=== GIVEN INFORMATION ===

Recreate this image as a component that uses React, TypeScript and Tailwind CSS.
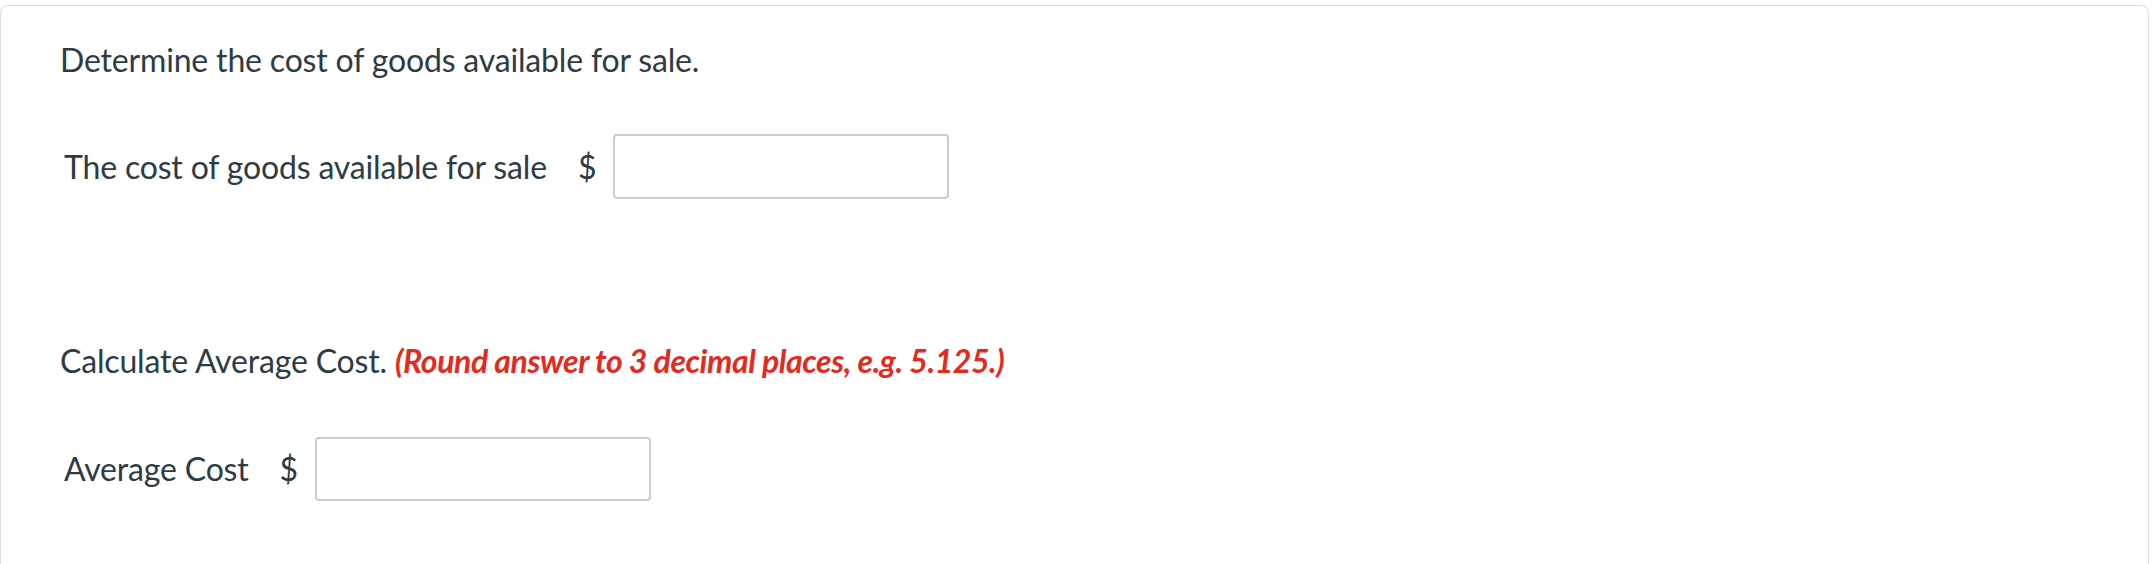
export default function App() {
  return (
    <div className="h-[564px] overflow-hidden bg-white pt-[5px] font-['Lato','Liberation_Sans',sans-serif] text-[32px] leading-[48px] tracking-[-0.17px] text-[#2d3b45]">
      <div className="h-[600px] w-[2149px] rounded-t-[8px] border border-b-0 border-[#dcdcdc] pl-[59px] pt-[30px]">
        <p>Determine the cost of goods available for sale.</p>

        <div className="mt-[50px] flex items-center pl-[4px]">
          <span>The cost of goods available for sale</span>
          <span className="ml-[31px] mr-[17px]">$</span>
          <input
            type="text"
            aria-label="The cost of goods available for sale"
            className="h-[65px] w-[336px] rounded-[4px] border-2 border-[#cccccc] bg-white"
          />
        </div>

        <p className="mt-[138px]">
          Calculate Average Cost.{" "}
          <span className="font-bold italic tracking-[-0.42px] text-[#e22b1e]">
            (Round answer to 3 decimal places, e.g. 5.125.)
          </span>
        </p>

        <div className="mt-[52px] flex items-center pl-[4px]">
          <span>Average Cost</span>
          <span className="ml-[31px] mr-[17px]">$</span>
          <input
            type="text"
            aria-label="Average Cost"
            className="h-[64px] w-[336px] rounded-[4px] border-2 border-[#cccccc] bg-white"
          />
        </div>
      </div>
    </div>
  );
}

===

SHORT PROBLEM: Copy the data character for character, but drop all pictures from the copy.

REPLY TO THE EXERCISE:
Recreate this image as a component that uses React, TypeScript and Tailwind CSS.
export default function App() {
  return (
    <div className="h-[564px] overflow-hidden bg-white pt-[5px] font-['Lato','Liberation_Sans',sans-serif] text-[32px] leading-[48px] tracking-[-0.17px] text-[#2d3b45]">
      <div className="h-[600px] w-[2149px] rounded-t-[8px] border border-b-0 border-[#dcdcdc] pl-[59px] pt-[30px]">
        <p>Determine the cost of goods available for sale.</p>

        <div className="mt-[50px] flex items-center pl-[4px]">
          <span>The cost of goods available for sale</span>
          <span className="ml-[31px] mr-[17px]">$</span>
          <input
            type="text"
            aria-label="The cost of goods available for sale"
            className="h-[65px] w-[336px] rounded-[4px] border-2 border-[#cccccc] bg-white"
          />
        </div>

        <p className="mt-[138px]">
          Calculate Average Cost.{" "}
          <span className="font-bold italic tracking-[-0.42px] text-[#e22b1e]">
            (Round answer to 3 decimal places, e.g. 5.125.)
          </span>
        </p>

        <div className="mt-[52px] flex items-center pl-[4px]">
          <span>Average Cost</span>
          <span className="ml-[31px] mr-[17px]">$</span>
          <input
            type="text"
            aria-label="Average Cost"
            className="h-[64px] w-[336px] rounded-[4px] border-2 border-[#cccccc] bg-white"
          />
        </div>
      </div>
    </div>
  );
}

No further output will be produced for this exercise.